---------- Data excerpt ----------

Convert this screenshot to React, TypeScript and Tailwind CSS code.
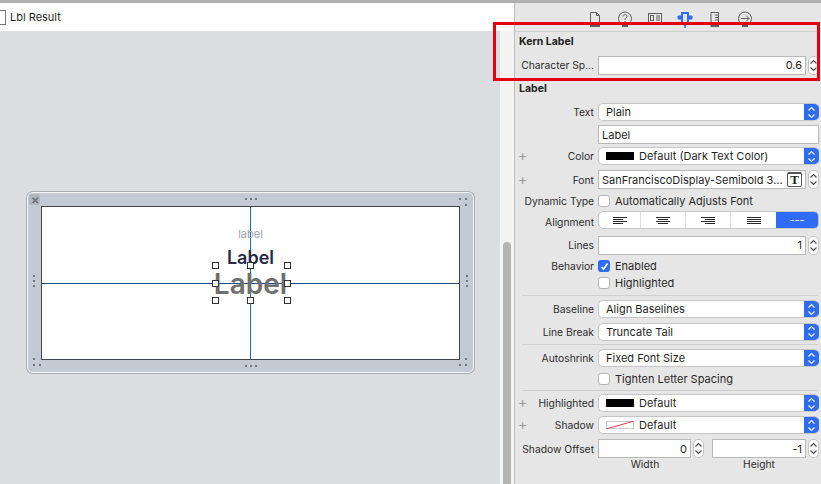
import type { ReactNode } from 'react';

function Chevrons({ color = '#4a4a4a' }: { color?: string }) {
  return (
    <svg width="9" height="15" viewBox="0 0 9 15" fill="none" stroke={color} strokeWidth="1.2">
      <path d="M1.5 5.5 L4.5 2.5 L7.5 5.5" />
      <path d="M1.5 9.5 L4.5 12.5 L7.5 9.5" />
    </svg>
  );
}

function Stepper() {
  return (
    <div className="ml-[2px] flex h-[19px] w-[11px] shrink-0 items-center justify-center rounded-[5px] border border-[#c4c4c4] bg-white">
      <Chevrons />
    </div>
  );
}

function Row({ label, plus, h, labelClass, children }: { label?: string; plus?: boolean; h: number; labelClass?: string; children?: ReactNode }) {
  return (
    <div className="flex items-center pr-[2px]" style={{ height: h }}>
      <div className={`relative w-[79px] shrink-0 whitespace-nowrap text-right text-[10.3px] text-[#2e2e2e] ${labelClass ?? ''}`}>
        {plus && <span className="absolute left-[3px] top-[-2px] text-[14px] leading-[16px] text-[#9a9a9a]">+</span>}
        {label}
      </div>
      <div className="ml-[4px] flex min-w-0 flex-1 items-center">{children}</div>
    </div>
  );
}

function Popup({ children }: { children: ReactNode }) {
  return (
    <div className="flex h-[18px] flex-1 items-center overflow-hidden rounded-[5px] border-t border-b border-l border-[#c6c6c6] bg-white pl-[7px] text-[#1f1f1f]">
      <div className="flex flex-1 items-center gap-[5px] whitespace-nowrap">{children}</div>
      <div className="flex h-[18px] w-[15px] items-center justify-center bg-[#2f6cf6]">
        <Chevrons color="#ffffff" />
      </div>
    </div>
  );
}

function Field({ children, right, className = 'flex-1' }: { children?: ReactNode; right?: boolean; className?: string }) {
  return (
    <div
      className={`flex h-[19px] items-center border border-[#b9b9b9] bg-white px-[3px] text-[#1f1f1f] ${
        right ? 'justify-end' : ''
      } ${className}`}
    >
      {children}
    </div>
  );
}

function Check({ on, label }: { on?: boolean; label: string }) {
  return (
    <div className="flex items-center gap-[5px] whitespace-nowrap text-[#2a2a2a]">
      {on ? (
        <div className="flex h-[12px] w-[12px] items-center justify-center rounded-[3px] bg-[#2f6cf6]">
          <svg width="9" height="9" viewBox="0 0 9 9" fill="none" stroke="white" strokeWidth="1.6">
            <path d="M1.5 5 L3.6 7.2 L7.5 1.5" />
          </svg>
        </div>
      ) : (
        <div className="h-[12px] w-[12px] rounded-[3px] border border-[#b5b5b5] bg-white" />
      )}
      {label}
    </div>
  );
}

function Sep() {
  return <div className="ml-[7px] mr-[3px] h-px shrink-0 bg-[#cfcfcf]" />;
}

function AlignIcon({ mode }: { mode: 'left' | 'center' | 'right' | 'justify' }) {
  const short = { left: 'M0 ', center: 'M2 ', right: 'M4 ', justify: 'M0 ' }[mode];
  const len = mode === 'justify' ? 14 : 10;
  return (
    <svg width="14" height="7" viewBox="0 0 14 7" stroke="#2a2a2a" strokeWidth="1">
      <path d="M0 0.5 H14" />
      <path d={`${short}2.5 h${len}`} />
      <path d="M0 4.5 H14" />
      <path d={`${short}6.5 h${len}`} />
    </svg>
  );
}

function InspectorTabs() {
  const stroke = '#5f5f5f';
  return (
    <div className="flex h-[28px] items-start justify-center gap-[14px] pl-[3px] pt-[7px]">
      <svg width="16" height="19" viewBox="0 0 16 19" fill="none" stroke={stroke}>
        <path d="M3.5 15 V2.5 H9.5 L12.5 5.5 V15 M9.5 2.5 V5.5 H12.5" />
        <path d="M3 16 H13" strokeWidth="2" />
      </svg>
      <svg width="16" height="19" viewBox="0 0 16 19" fill="none" stroke={stroke}>
        <circle cx="8" cy="8.5" r="6.5" />
        <path d="M6 6.5 C6 4 10 4 10 6.5 C10 8 8 8 8 10 M8 11 V12.5" />
        <path d="M5 16 H11" strokeWidth="2" />
      </svg>
      <svg width="16" height="19" viewBox="0 0 16 19" fill="none" stroke={stroke}>
        <rect x="1.5" y="3.5" width="13" height="9" />
        <rect x="3.5" y="5.5" width="3" height="5" />
        <path d="M9 6 H13 M9 8 H13 M9 10 H13" />
      </svg>
      <svg width="16" height="19" viewBox="0 0 16 19" fill="none" stroke="#2f6cf6" strokeWidth="2">
        <path d="M5 3 H11 V12 L8 15 L5 12 Z" />
        <path d="M1 6 H5 V9 H1 Z M11 6 H15 V9 H11 Z" fill="#2f6cf6" strokeWidth="1" />
        <path d="M8 16 V18" strokeWidth="1.5" />
      </svg>
      <svg width="16" height="19" viewBox="0 0 16 19" fill="none" stroke={stroke}>
        <path d="M4 2.5 H11.5 V15 H4 Z M8 5 H11.5 M8 7.5 H11.5 M8 10 H11.5" />
        <path d="M3.5 16 H12" strokeWidth="2" />
      </svg>
      <svg width="16" height="19" viewBox="0 0 16 19" fill="none" stroke={stroke}>
        <circle cx="8" cy="8.5" r="6.5" />
        <path d="M4 8.5 H12 M9 5.5 L12 8.5 L9 11.5" />
        <path d="M5 16 H11" strokeWidth="2" />
      </svg>
    </div>
  );
}

function Inspector() {
  return (
    <div className="flex w-[306px] shrink-0 flex-col bg-[#e6e6e6] text-[11px] leading-[14px]">
      <InspectorTabs />
      <div className="h-px shrink-0 bg-[#cdcdcd]" />
      <div className="flex h-[20px] shrink-0 items-center pl-[4px] text-[10.5px] font-bold text-[#222]">Kern Label</div>
      <Row label="Character Sp..." h={26}>
        <Field right>0.6</Field>
        <Stepper />
      </Row>
      <div className="flex h-[22px] shrink-0 items-center pl-[4px] text-[10.5px] font-bold text-[#222]">Label</div>
      <Row label="Text" h={24}>
        <Popup>Plain</Popup>
      </Row>
      <Row h={21}>
        <Field>Label</Field>
      </Row>
      <Row label="Color" plus h={22}>
        <Popup>
          <span className="h-[8px] w-[28px] bg-black" />
          Default (Dark Text Color)
        </Popup>
      </Row>
      <Row label="Font" plus h={25}>
        <Field className="flex-1 justify-between">
          <span className="whitespace-nowrap">SanFranciscoDisplay-Semibold 3...</span>
          <span className="flex h-[15px] w-[15px] items-center justify-center rounded-[2px] border border-t-2 border-[#555] font-['Liberation_Serif',serif] text-[13px] font-bold">
            T
          </span>
        </Field>
        <Stepper />
      </Row>
      <Row label="Dynamic Type" h={18}>
        <Check label="Automatically Adjusts Font" />
      </Row>
      <Row label="Alignment" labelClass="translate-y-[2px]" h={20}>
        <div className="flex h-[18px] flex-1 overflow-hidden rounded-[5px] border border-[#c6c6c6] bg-white">
          <div className="flex w-[42px] items-center justify-center border-r border-[#ddd]"><AlignIcon mode="left" /></div>
          <div className="flex w-[45px] items-center justify-center border-r border-[#ddd]"><AlignIcon mode="center" /></div>
          <div className="flex w-[45px] items-center justify-center border-r border-[#ddd]"><AlignIcon mode="right" /></div>
          <div className="flex w-[45px] items-center justify-center"><AlignIcon mode="justify" /></div>
          <div className="flex flex-1 items-center justify-center bg-[#2f6cf6] text-white">---</div>
        </div>
      </Row>
      <Row label="Lines" h={30}>
        <Field right>1</Field>
        <Stepper />
      </Row>
      <Row label="Behavior" h={12}>
        <Check on label="Enabled" />
      </Row>
      <Row h={22}>
        <Check label="Highlighted" />
      </Row>
      <div className="h-px shrink-0" />
      <Sep />
      <div className="h-[2px] shrink-0" />
      <Row label="Baseline" h={22}>
        <Popup>Align Baselines</Popup>
      </Row>
      <Row label="Line Break" h={23}>
        <Popup>Truncate Tail</Popup>
      </Row>
      <div className="h-px shrink-0" />
      <Sep />
      <Row label="Autoshrink" h={26}>
        <Popup>Fixed Font Size</Popup>
      </Row>
      <Row h={16}>
        <Check label="Tighten Letter Spacing" />
      </Row>
      <div className="h-[3px] shrink-0" />
      <Sep />
      <div className="h-px shrink-0" />
      <Row label="Highlighted" plus h={22}>
        <Popup>
          <span className="h-[8px] w-[28px] bg-black" />
          Default
        </Popup>
      </Row>
      <Row label="Shadow" plus h={22}>
        <Popup>
          <svg width="28" height="8" viewBox="0 0 28 8" className="bg-white">
            <rect x="0.5" y="0.5" width="27" height="7" fill="none" stroke="#ccc" />
            <path d="M0 8 L28 0" stroke="#e8394a" />
          </svg>
          Default
        </Popup>
      </Row>
      <Row label="Shadow Offset" h={25}>
        <Field right className="w-[93px]">0</Field>
        <Stepper />
        <div className="w-[8px]" />
        <Field right className="flex-1">-1</Field>
        <Stepper />
      </Row>
      <div className="-mt-[4px] flex pl-[83px] text-[10.3px] text-[#2e2e2e]">
        <span className="w-[94px] text-center">Width</span>
        <span className="ml-[20px] w-[94px] text-center">Height</span>
      </div>
    </div>
  );
}

function Grip({ vertical }: { vertical?: boolean }) {
  return (
    <div className={`flex gap-[3px] ${vertical ? 'flex-col' : ''}`}>
      <span className="h-[2px] w-[2px] bg-[#6f7780]" />
      <span className="h-[2px] w-[2px] bg-[#6f7780]" />
      <span className="h-[2px] w-[2px] bg-[#6f7780]" />
    </div>
  );
}

// three dots in an L, the gap cell faces the inside of the frame
function Corner({ className, gap }: { className: string; gap: number }) {
  return (
    <div className={`absolute grid grid-cols-2 gap-[4px] ${className}`}>
      {[0, 1, 2, 3].map((i) => (
        <span key={i} className={`h-[2px] w-[2px] ${i === gap ? '' : 'bg-[#6f7780]'}`} />
      ))}
    </div>
  );
}

function Handle({ x, y }: { x: number; y: number }) {
  return <div className="absolute h-[7px] w-[7px] border border-[#333] bg-white" style={{ left: x, top: y }} />;
}

function Canvas() {
  const handles = [
    [170, 55], [205, 55], [242, 55],
    [170, 73], [242, 73],
    [170, 90], [205, 90], [242, 90],
  ];
  return (
    <div className="flex min-h-0 flex-1 bg-[#dcdde0] pl-[27px] pt-[161px]">
      {/* device frame */}
      <div className="relative h-[181px] w-[447px] rounded-[6px] border border-[#f4f5f6] bg-[#c3cad3] p-[13px] shadow-[0_0_0_1px_#a8adb4]">
        <div className="relative h-[154px] w-[419px] overflow-hidden border border-[#3f4650] bg-white">
          <div className="absolute left-0 right-0 top-[76px] h-px bg-[#1d4f86]" />
          <div className="absolute bottom-0 left-[208px] top-0 w-px bg-[#1d6fb8]" />
          <div className="absolute left-0 right-0 top-[20px] text-center text-[11px] leading-[14px] text-[#a0a4b0]">label</div>
          <div className="absolute left-0 right-0 top-[40px] text-center text-[18px] font-semibold leading-[22px] text-[#262b47]">Label</div>
          <div className="absolute left-0 right-0 top-[59px] text-center text-[28px] font-semibold leading-[37px] text-[#6f6f6f]">Label</div>
          {handles.map(([x, y]) => (
            <Handle key={`${x}-${y}`} x={x} y={y} />
          ))}
        </div>
        <div className="absolute left-[1px] top-[1px] flex h-[11px] w-[11px] items-center justify-center rounded-[2px] bg-[#b0b6be] text-[10px] font-bold leading-none text-[#6a7079]">✕</div>
        <div className="absolute left-[217px] top-[5px]"><Grip /></div>
        <div className="absolute bottom-[5px] left-[217px]"><Grip /></div>
        <div className="absolute left-[5px] top-[82px]"><Grip vertical /></div>
        <div className="absolute right-[5px] top-[82px]"><Grip vertical /></div>
        <Corner gap={2} className="right-[6px] top-[5px]" />
        <Corner gap={1} className="bottom-[6px] left-[5px]" />
        <Corner gap={0} className="bottom-[6px] right-[6px]" />
      </div>
    </div>
  );
}

export default function App() {
  return (
    <div className="relative flex h-[484px] w-[821px] flex-col overflow-hidden bg-white font-['Inter',sans-serif] text-[11px]">
      <div className="h-[3px] shrink-0 bg-[#b0b0b0]" />
      <div className="flex min-h-0 flex-1">
        <div className="flex w-[514px] shrink-0 flex-col">
          <div className="flex h-[28px] shrink-0 items-center bg-white">
            <div className="h-[15px] w-[6px] border border-l-0 border-[#777]" />
            <span className="ml-[4px] pt-px text-[11px] text-[#1f1f1f]">Lbl Result</span>
          </div>
          <div className="flex min-h-0 flex-1">
            <div className="flex w-[500px] shrink-0 flex-col">
              <Canvas />
            </div>
            <div className="flex w-[14px] shrink-0 flex-col bg-[#f4f4f4] pl-[3px] pr-[3px]">
              <div className="mt-[211px] flex-1 rounded-t-[4px] bg-[#b4b4b4]" />
            </div>
          </div>
        </div>
        <div className="w-px shrink-0 bg-[#bdbdbd]" />
        <Inspector />
      </div>
      {/* annotation drawn over the screenshot */}
      <div className="absolute left-[493px] top-[22px] h-[59px] w-[327px] border-[3px] border-[#e3000f]" />
    </div>
  );
}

----------

Pick out every line above that contains the word "screenshot" and copy it.

Convert this screenshot to React, TypeScript and Tailwind CSS code.
      {/* annotation drawn over the screenshot */}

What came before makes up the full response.